A number of Keystone users have come to me to help with setting up their Sustainability Model in the system, and I’ve evolved, I believe, a pretty good standard approach to this challenge. On the non-standard side, as I mentioned last time, one customer commissioned me to write a model outside of Keystone, because their needs were not met by the functionality provided within the system. I developed this using my Excel VBA skills – I still enjoy reverting to my days as a software developer on occasion!

And my Excel VBA experience has been massively extended over the past few months as a result of some work I’ve been carrying out with another long-standing Keystone user. In common with the customer who needed more than was possible using Keystone’s standard functionality for Sustainability, this customer needed something over and above to assist with their capital planning. They’d reviewed all of the standard functions, such as What-If Scenarios, Planned Works, and Planned Works Dataset, but none of these quite met the need. Even the new Forecast Smoothing function in v7.10 didn’t give them what they needed, and this has led to probably the most interesting piece of work I’ve done to date under the banner of Hewes Consulting.

Essentially, the client had already carried out some substantial Excel-based developed of their planning tool, allowing changes to proposed planned works to be immediately viewed graphically against budgets, with the final view being easily passed into a KGI for updating the programme. What was beyond even the most complex formulas in Excel (both from a complexity and performance perspective) was to achieve the level of Mode averaging, and linkage of related work items that they were looking for. So, I dived in, with some more VBA programming to achieve these aims – and the result is, I think, quite ground-breaking. This last aspect – the grouping of related works (e.g. if you’re setting the dates for the Roof Covering works, you want the system to automatically move other Roof-related works accordingly, taking into account the respective lifecycles) is something that has come up in discussion with Asset Managers a number times over the years, but this is the first time I believe anything has actually been implemented around Keystone.

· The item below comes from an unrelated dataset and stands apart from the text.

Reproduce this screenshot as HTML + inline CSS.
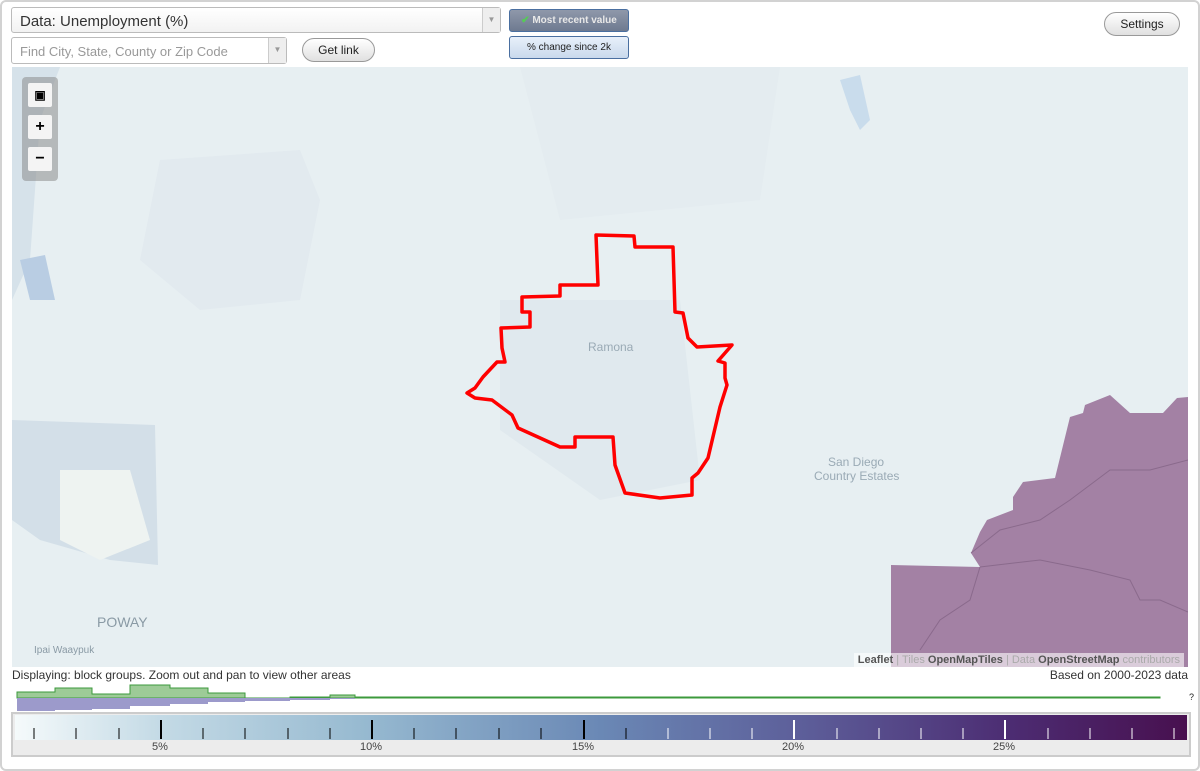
<!DOCTYPE html>
<html><head><meta charset="utf-8"><style>
*{box-sizing:border-box;margin:0;padding:0}
body{width:1200px;height:771px;background:#fff;font-family:"Liberation Sans",sans-serif;position:relative;overflow:hidden}
.frame{position:absolute;left:0;top:0;width:1200px;height:771px;border:2px solid #d2d2d2;border-radius:6px}
.sel{position:absolute;left:11px;top:7px;width:490px;height:26px;border:1px solid #bbb;border-radius:3px;background:linear-gradient(#fff,#f2f2f2);font-size:15px;color:#333;padding:5px 8px}
.sel .arr,.find .arr{position:absolute;right:0;top:0;width:18px;height:100%;border-left:1px solid #ccc;background:#eee;color:#999;font-size:8px;text-align:center;line-height:24px}
.find{position:absolute;left:11px;top:37px;width:276px;height:27px;border:1px solid #bbb;border-radius:3px;background:#fff;font-size:13px;color:#999;padding:6px 8px}
.btn{position:absolute;border:1px solid #999;border-radius:12px;background:linear-gradient(#fff,#e0e0e0);font-size:12px;color:#222;text-align:center}
.tog{position:absolute;left:509px;width:120px;height:23px;border:1px solid #4a6fa0;border-radius:3px;font-size:10px;text-align:center;line-height:21px}
.map{position:absolute;left:12px;top:67px;width:1176px;height:600px;background:#e7eff2;overflow:hidden}
.ctl{position:absolute;left:10px;top:10px;width:36px;height:104px;background:rgba(140,140,140,.55);border-radius:4px}
.ctl div{position:absolute;left:6px;width:24px;height:24px;background:#f4f4f4;border-radius:2px;font-weight:bold;text-align:center;line-height:24px;font-size:16px}
.attr{position:absolute;right:4px;bottom:0;background:rgba(255,255,255,.6);font-size:11px;color:#555;padding:1px 4px}
.attr span{color:#aaa}
</style></head><body>
<div class="frame"></div>
<div class="sel">Data: Unemployment (%)<div class="arr">▼</div></div>
<div class="find">Find City, State, County or Zip Code<div class="arr">▼</div></div>
<div class="btn" style="left:302px;top:38px;width:73px;height:24px;line-height:22px">Get link</div>
<div class="tog" style="top:9px;background:linear-gradient(#8f98aa,#6e7a90);color:#e8e8e8;font-weight:bold"><span style="color:#5c5;">✔</span> Most recent value</div>
<div class="tog" style="top:36px;background:linear-gradient(#e8f0fa,#c9d9ec);color:#222">% change since 2k</div>
<div class="btn" style="left:1104px;top:12px;width:76px;height:24px;line-height:22px">Settings</div>

<div class="map">
<svg width="1176" height="600" style="position:absolute;left:0;top:0">
<g transform="translate(-12,-67)">
<path d="M12 67 L60 67 L40 120 L30 260 L12 300 Z" fill="#d6e2ea"/>
<path d="M160 160 L300 150 L320 200 L300 300 L200 310 L140 260 Z" fill="#e2eaef"/>
<path d="M20 260 L45 255 L55 300 L30 300 Z" fill="#b9cde3"/>
<path d="M12 420 L155 425 L158 565 L110 560 L40 540 L12 520 Z" fill="#d3dfe8"/>
<path d="M60 470 L130 470 L150 540 L100 560 L60 540 Z" fill="#eef3f1"/>
<path d="M520 67 L780 67 L760 200 L560 220 Z" fill="#e4ecf0"/>
<path d="M840 80 L860 75 L870 120 L860 130 L850 110 Z" fill="#c9dcec"/>
<path d="M500 300 L680 300 L700 480 L600 500 L500 430 Z" fill="#e0e9ee"/>
<path d="M891 565 L980 567 L971 553 L980 532 L987 520 L1013 510 L1013 497 L1023 482 L1055 478 L1070 417 L1083 413 L1085 405 L1110 395 L1130 413 L1163 413 L1177 398 L1188 397 L1188 667 L891 667 Z" fill="#a381a4"/>
<path d="M971 553 L1000 530 L1040 520 L1070 500 L1110 470 L1150 470 L1188 460 M980 567 L1040 560 L1090 570 L1130 580 L1140 600 L1160 600 L1188 612 M980 567 L970 600 L940 620 L920 650" stroke="#8a6a8c" fill="none"/>
<path d="M596 235 L634 236 L635 247 L673 247 L675 312 L683 313 L688 338 L697 347 L732 345 L718 361 L725 363 L725 378 L727 385 L720 407 L708 458 L698 473 L692 478 L692 495 L660 498 L625 493 L615 465 L613 437 L575 437 L575 447 L560 447 L518 428 L512 415 L492 400 L475 398 L467 393 L475 388 L483 377 L497 362 L505 362 L502 348 L501 328 L530 327 L530 312 L522 312 L522 297 L560 296 L560 285 L598 285 Z" fill="none" stroke="#ff0000" stroke-width="3.5" stroke-linejoin="round"/>
<text x="588" y="351" font-size="12" fill="#9aaab5" font-family="Liberation Sans">Ramona</text>
<text x="828" y="466" font-size="12" fill="#9aaab5" font-family="Liberation Sans">San Diego</text>
<text x="814" y="480" font-size="12" fill="#9aaab5" font-family="Liberation Sans">Country Estates</text>
<text x="97" y="627" font-size="14" fill="#8a9aa5" font-family="Liberation Sans">POWAY</text>
<text x="34" y="653" font-size="10" fill="#8a9aa5" font-family="Liberation Sans">Ipai Waaypuk</text>
</g></svg>
<div class="ctl"><div style="top:6px;font-size:12px">▣</div><div style="top:38px">+</div><div style="top:70px">−</div></div>
<div class="attr"><b>Leaflet</b> <span>| Tiles</span> <b>OpenMapTiles</b> <span>| Data</span> <b>OpenStreetMap</b> <span>contributors</span></div>
</div>

<div style="position:absolute;left:12px;top:668px;font-size:12px;color:#333">Displaying: block groups. Zoom out and pan to view other areas</div>
<div style="position:absolute;right:12px;top:668px;font-size:12px;color:#333">Based on 2000-2023 data</div>

<svg width="1200" height="30" style="position:absolute;left:0;top:684px">
<path d="M17 14 L17 8 L55 8 L55 4 L92 4 L92 10 L130 10 L130 1 L170 1 L170 4 L208 4 L208 9 L245 9 L245 14 L290 14 L290 13 L330 13 L330 11 L355 11 L355 13 L1160 13 L1160 14 Z" fill="#9dcb97" stroke="#3c9a3c" stroke-width="1"/>
<path d="M17 14 L17 27 L55 27 L55 26 L92 26 L92 25 L130 25 L130 22 L170 22 L170 20 L208 20 L208 18 L245 18 L245 17 L290 17 L290 16 L330 16 L330 15 L355 15 L355 14 Z" fill="#9c9acb"/>
<text x="1189" y="16" font-size="9" fill="#222" font-family="Liberation Sans">?</text>
</svg>

<div style="position:absolute;left:11px;top:712px;width:1180px;height:45px;border:2px solid #ccc;background:#ececec">
<div style="position:absolute;left:2px;top:1px;width:1172px;height:25px;background:linear-gradient(90deg,#f5fafb 0%,#c5dbe6 12%,#96b9d0 30%,#6a88b5 50%,#5c5c98 68%,#4c2c72 85%,#48104f 100%)"></div>
<svg width="1176" height="28" style="position:absolute;left:0;top:0">
<g stroke="#000" stroke-width="1">
<line x1="21" y1="14" x2="21" y2="25"/><line x1="63" y1="14" x2="63" y2="25"/><line x1="106" y1="14" x2="106" y2="25"/>
<line x1="148" y1="6" x2="148" y2="25" stroke-width="2"/>
<line x1="190" y1="14" x2="190" y2="25"/><line x1="232" y1="14" x2="232" y2="25"/><line x1="275" y1="14" x2="275" y2="25"/><line x1="317" y1="14" x2="317" y2="25"/>
<line x1="359" y1="6" x2="359" y2="25" stroke-width="2"/>
<line x1="401" y1="14" x2="401" y2="25"/><line x1="443" y1="14" x2="443" y2="25"/><line x1="486" y1="14" x2="486" y2="25"/><line x1="528" y1="14" x2="528" y2="25"/>
<line x1="571" y1="6" x2="571" y2="25" stroke-width="2"/>
<line x1="613" y1="14" x2="613" y2="25"/>
</g>
<g stroke="#fff" stroke-width="1">
<line x1="655" y1="14" x2="655" y2="25"/><line x1="697" y1="14" x2="697" y2="25"/><line x1="739" y1="14" x2="739" y2="25"/>
<line x1="781" y1="6" x2="781" y2="25" stroke-width="2"/>
<line x1="824" y1="14" x2="824" y2="25"/><line x1="866" y1="14" x2="866" y2="25"/><line x1="908" y1="14" x2="908" y2="25"/><line x1="950" y1="14" x2="950" y2="25"/>
<line x1="992" y1="6" x2="992" y2="25" stroke-width="2"/>
<line x1="1035" y1="14" x2="1035" y2="25"/><line x1="1077" y1="14" x2="1077" y2="25"/><line x1="1119" y1="14" x2="1119" y2="25"/><line x1="1161" y1="14" x2="1161" y2="25"/>
</g></svg>
<div style="position:absolute;top:27px;left:0;width:100%;font-size:11px;color:#444">
<span style="position:absolute;left:139px">5%</span><span style="position:absolute;left:347px">10%</span><span style="position:absolute;left:559px">15%</span><span style="position:absolute;left:769px">20%</span><span style="position:absolute;left:980px">25%</span></div>
</div>
</body></html>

As I mentioned in my last blog, this is the kind of work I really enjoy – working closely with a customer, combining our respective business and technical skills, to produce something that really solves a complex problem. It would be interesting to discuss this tool with other Keystone customers, to see whether it might be useful for a wider audience, so please do contact me if you’d like more details.

Well, I think I’ve kept you from your festivities for long enough! Thanks for reading right through to the end!